This statement was part of opening remarks at this week's New York meeting by Liberia's UN Ambassador, H.E. Dee-Maxwell Saah Kemayah, Sr. He chaired the first of several meetings aimed at building support to recognize 28 September as the International Day for Universal Access to Information.

In 2015, UNESCO Member States decided that Resolution 38 C/70 should be recognized in this way on 28 September. Now, the UN member states are mobilizing for a similar resolution at the request of a civil society coalition called the African Information Access Platform.

Participants from the various Member States, including Cuba, Costa Rica, Ireland, Lesotho, and Sierra Leone, spoke favorably at this week's New York meeting.
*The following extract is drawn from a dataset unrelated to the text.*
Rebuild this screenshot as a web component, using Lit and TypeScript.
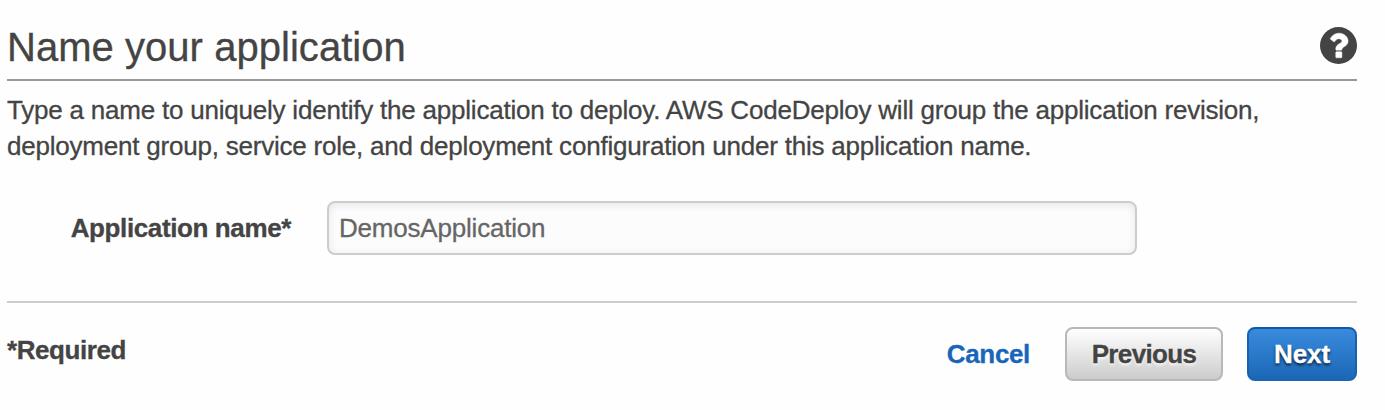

Ambassador Saah Kemayah Sr. noted that Goal 16.10.2 for Sustainable Development recognizes access to information. He added that this objective is also "an enabler of all other sustainable development goals... none can be achieved without access to information." Guy Berger, UNESCO Director of Free Expression and Media Development, also spoke at the meeting. He presented the background on how UNESCO member states came to adopt the date and further indicated that other parts of the UN family could be involved if the General Assembly decided to recognize the date.

Berger continued: "UNESCO is ready to continue to expand the number of places where the day is observed with impact, such as this coming 28 September, where at least 20 countries will commemorate the occasion." The UNESCO Director also pointed out the day's value in promoting SDG 16.10.2 progress monitoring. He pointed out that there would be a side event for the UN High-Level Political Forum where UNESCO would release a report on its tracking of access to information guarantees in 43 countries.

H.E. Saah Kemayah Sr. noted that monitoring and access to information might improve delivery. This was echoed by IDEA's Massimo Tommasoli, who said: "Monitoring provides a policy-making reality check that sometimes goes without evidence. It's also a good way to check performance." Berger promised the Ambassador that the UN initiative would be brought to the attention of UNESCO Member State delegations, who might want to liaise on the matter with their New York counterparts.

On his side, the Ambassador said he would continue to meet with the member states of the UN, the president of the General Assembly, the Africa Group, and the observer mission of the African Union. "I am convinced that the day will be approved before the end of the year," he said.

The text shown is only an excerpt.